So Towner and other professional women in the Long Beach area volunteered their time and opened the center. Clients are assigned a case manager, allowing the available money to be used more effectively, Towner said. The end result: “(The women) get trained and into the work force a lot quicker.”

The budget for the center--which is funded by federal, state and private grants--will nearly double in the next fiscal year, from $44,000 to $80,000, to serve a growing clientele. The number of clients has jumped in six months from a handful to more than 40, including two men. Though single men sometimes head impoverished homes, most often women carry the burden, Haller said. Few of the nation’s estimated 16 million displaced homemakers maintain middle-class lifestyles after losing spouses or companions. Because many of them have quit work to raise children, they lack the job skills to succeed in today’s competitive market.

Across the country, the number of single mothers raising families is increasing at nearly the same rate as those living in poverty, reports author Karin Stallard in the book “Poverty in the American Dream.” In California, 1.16 million single mothers live in poverty, and homes headed by women have six times the poverty rate of homes headed by couples, according to the Commission on the Status of Women. In Long Beach, more than 3,380 single mothers are living in poverty, according to the recent census.
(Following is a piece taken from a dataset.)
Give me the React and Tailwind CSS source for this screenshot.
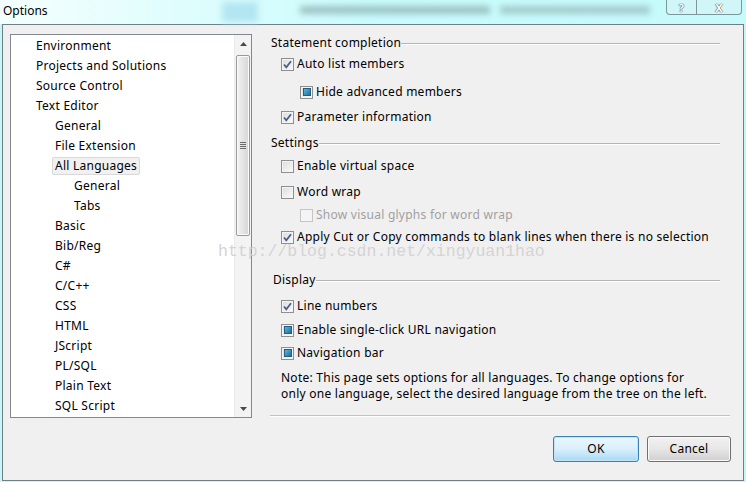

“It can literally happen overnight,” Haller said. “One day they have money. The next day they’re homeless.”

One of those trying to escape poverty is Long Beach resident Linda Kelley, 35, mother of two children. Kelley attends the Wednesday morning support group regularly, often with her children. She gets no financial support from the children’s father, she said. He lost his sales job, they separated, and he has not been able to find work.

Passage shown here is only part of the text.